It had taken 70 minutes to pack everything away which considering the difficulties with the antennas, was not bad when compared with similar summit camps.

Even this wasn’t without its challenges. By now the brisk wind was a freezing cold northerly and I wasn’t looking forward to it blowing me down the crags on the steep southern tip of the mountain. The 300 metres of paved way from the trig to the crags was treacherous with sheet ice; the only safe way was to take to the grass at one side or the other. Every time I swapped sides I had to turn across the wind and put a foot on the icy slabs. Any powerful gust was then able to swing me round due to the size of the pack on my back, and its strapped-on gear.

When I got to the first crag, which was carefully negotiated due to patches of ice, I met people coming up. I was carrying nearly 40 pounds, including bits of stubborn frozen snow rolled up in the flysheet. Because of dehydration and a dire lack of sleep, my balance was none too good either. Very carefully I got myself down to lower, safer levels and then back to the car but it took as long as it had to come up the day before. The descent took from 09:40 to 10:23 – 43 minutes.

After loading the heavy rucksack into the rear seat and the icy tentage into the boot, a sit down on a comfy car seat seemed like the height of luxury.

Before setting off I noticed that Pen-y-Ghent’s snow line was now half-way down from the summit to the road. The 104 mile drive home via Stainforth (where I called Chris M0PXP on the off chance), the A65; A59; A1M; A168 & Sutton Bank, took from 10:30 to 13:05. The traffic in Harrogate put me off going via York so I turned north.

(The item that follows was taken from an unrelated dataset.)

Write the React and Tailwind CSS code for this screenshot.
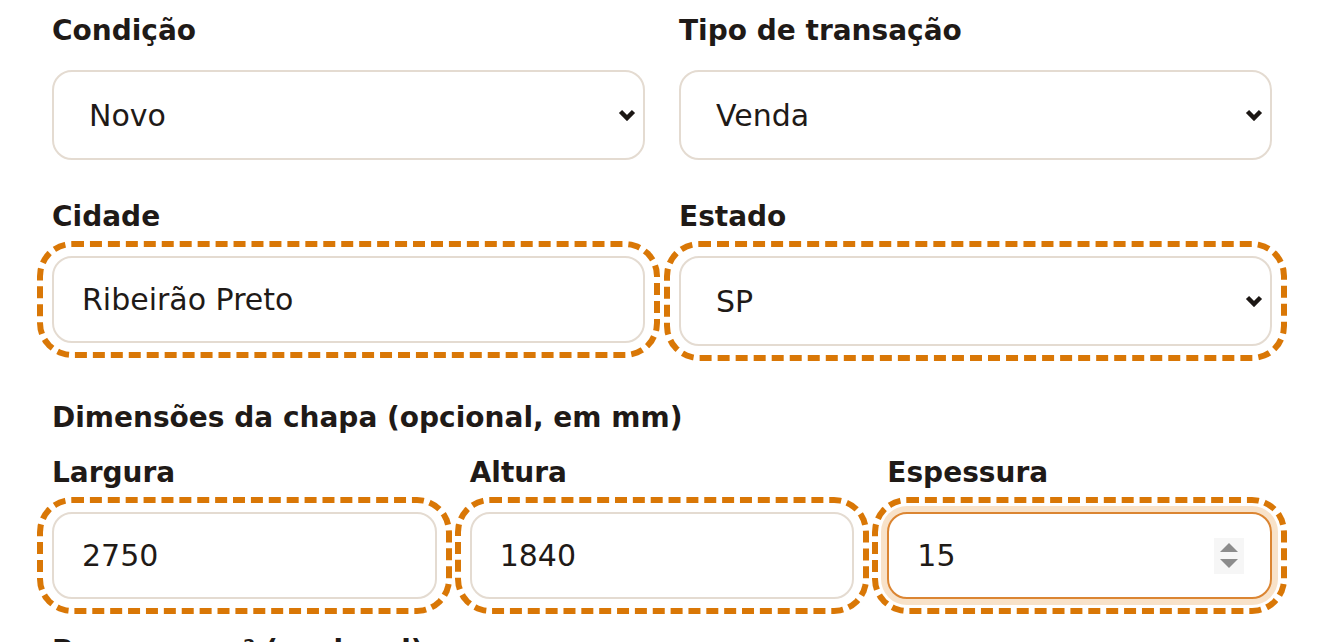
const ChevronDown = () => (
  <svg
    className="pointer-events-none absolute right-[9px] top-1/2 -translate-y-1/2"
    width="18"
    height="12"
    viewBox="0 0 18 12"
    fill="none"
  >
    <path d="M2.5 2.5 L9 9 L15.5 2.5" stroke="#1c1714" strokeWidth="4.5" strokeLinejoin="miter" />
  </svg>
);

const Spinner = () => (
  <div className="pointer-events-none absolute right-[28px] top-1/2 flex h-[36px] w-[30px] -translate-y-1/2 flex-col items-center justify-center gap-[7px] bg-[#f6f6f6]">
    <svg width="18" height="9" viewBox="0 0 18 9">
      <path d="M9 0 L18 9 L0 9 Z" fill="#8c8c8c" />
    </svg>
    <svg width="18" height="9" viewBox="0 0 18 9">
      <path d="M0 0 L18 0 L9 9 Z" fill="#8c8c8c" />
    </svg>
  </div>
);

const Label = ({ children, className = 'mb-[18px]' }) => (
  <label className={`block text-[28px] font-bold leading-[42px] text-[#1f1a17] ${className}`}>{children}</label>
);

const dashed = 'outline-[6px] outline-dashed outline-[#d97706] outline-offset-[9px]';

const SelectField = ({ label, value, options, highlight = false }) => (
  <div>
    <Label>{label}</Label>
    <div className={`relative rounded-[20px] ${highlight ? dashed : ''}`}>
      <select
        defaultValue={value}
        className="block h-[90px] w-full appearance-none rounded-[20px] border-2 border-[#e4dbd1] bg-white pl-[35px] pr-[50px] text-[30px] text-[#1f1a17] outline-none"
      >
        {options.map((o) => (
          <option key={o}>{o}</option>
        ))}
      </select>
      <ChevronDown />
    </div>
  </div>
);

const TextField = ({ label, value, type = 'text', focused = false }) => (
  <div>
    <Label>{label}</Label>
    <div className={`relative rounded-[20px] ${dashed}`}>
      <input
        type={type}
        defaultValue={value}
        className={
          focused
            ? 'block h-[87px] w-full rounded-[20px] border-2 border-[#db8532] bg-white px-[28px] text-[30px] text-[#1f1a17] shadow-[0_0_0_6px_#f8e2c9] outline-none [appearance:textfield] [&::-webkit-inner-spin-button]:appearance-none [&::-webkit-outer-spin-button]:appearance-none'
            : 'block h-[87px] w-full rounded-[20px] border-2 border-[#e4dbd1] bg-white px-[28px] text-[30px] text-[#1f1a17] outline-none [appearance:textfield] [&::-webkit-inner-spin-button]:appearance-none [&::-webkit-outer-spin-button]:appearance-none'
        }
      />
      {focused && <Spinner />}
    </div>
  </div>
);

export default function App() {
  return (
    <div className="min-h-screen overflow-hidden bg-white px-[52px] pt-[10px] font-['DejaVu_Sans','Noto_Sans',sans-serif] text-[#1f1a17]">
      <div className="grid grid-cols-2 gap-x-[34px]">
        <SelectField label="Condição" value="Novo" options={['Novo', 'Usado']} />
        <SelectField label="Tipo de transação" value="Venda" options={['Venda', 'Compra', 'Troca']} />
      </div>

      <div className="mt-[36px] grid grid-cols-2 gap-x-[34px]">
        <TextField label="Cidade" value="Ribeirão Preto" />
        <SelectField label="Estado" value="SP" options={['SP', 'RJ', 'MG', 'PR', 'SC']} highlight />
      </div>

      <div className="mt-[51px]">
        <Label className="mb-[13px]">Dimensões da chapa (opcional, em mm)</Label>
        <div className="grid grid-cols-3 gap-x-[33px]">
          <TextField label="Largura" value="2750" type="number" />
          <TextField label="Altura" value="1840" type="number" />
          <TextField label="Espessura" value="15" type="number" focused />
        </div>
      </div>

      <div className="mt-[31px]">
        <Label>Preço por m² (opcional)</Label>
      </div>
    </div>
  );
}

QSO’s - 111 (109 unique see note) comprising:
2m-FM: 21
20m-CW: 8
20m-CW: 5
80m-CW: 13
160m-CW: 11
Subtotal: 91 (89 unique - see note)

2m-FM: 5
160m-CW: 3
160m-SSB: 5
80m-CW: 4
80m-SSB: 3
Subtotal: 20

Note: Four QSO’s made on 31-12-16, two of which are described in the above narrative were duplicated and therefore don’t appear in the SOTA database entry. There were no duplicates on 01-01-17. The SOTA Database shows 109 QSO’s made up of 89 on 31-12-16 and 20 on 01-01-17.

As far as unique QSO’s are concerned, the database is correct. I had many different sessions which must have caused some chaser confusion as it certainly confused me at times. I logged some of the same band-mode callers but not all. People were either coming in for another chat on 2m-FM a few hours after the first or were carrying out the important function of confirming my output and the propagation between us at the various times of day or night. The latter is important for 160m especially. I need to know the best times to use it; who is likely to hear me and who probably won’t.

Details as follows:
15:17 MW3UDA - 145MHz-FM (Worked later at 23:45)
21:55 G0VOF - 1.8MHz-CW (Already worked at 18:22)
22:00 G4SSH - 1.8MHz-CW (Already worked at 18:23)
22:46 G0VOF - 1.8MHz-SSB (Already worked at 18:40)

Battery Utilisation (Li-Po’s):
2 x 5 Ah and part of 1 x 6 Ah (14 Ah) used from…
2 x 5 Ah and 2 x 6 Ah (22 Ah) taken

Ascent & Distance:
G/NP-010: 284m (932ft) ascent / 5.5 km (3.4 miles)

Walking Time: 1hr-26 min.
(43 min up/ 43 min down. Ave: 2.4 mph)
Summit Time: 20hr-12 min.

Distance driven: 205 miles
Activator points: 2 x 4 + 2 x 3 = 14 (One Summit)

09:40: Left Scarborough
12:20: Arrived Honesty Box - Dale Head Fm.
12:45: Walked for G/NP-010
13:28: Arrived G/NP-010 Pen-y-Ghent

00:00: Let in 2017 with MW3UDA on 2m-FM
09:40: Left G/NP-010
10:23: Arrived car
10:30: Drove for home
13:05: Arrived Scarborough (detour on way)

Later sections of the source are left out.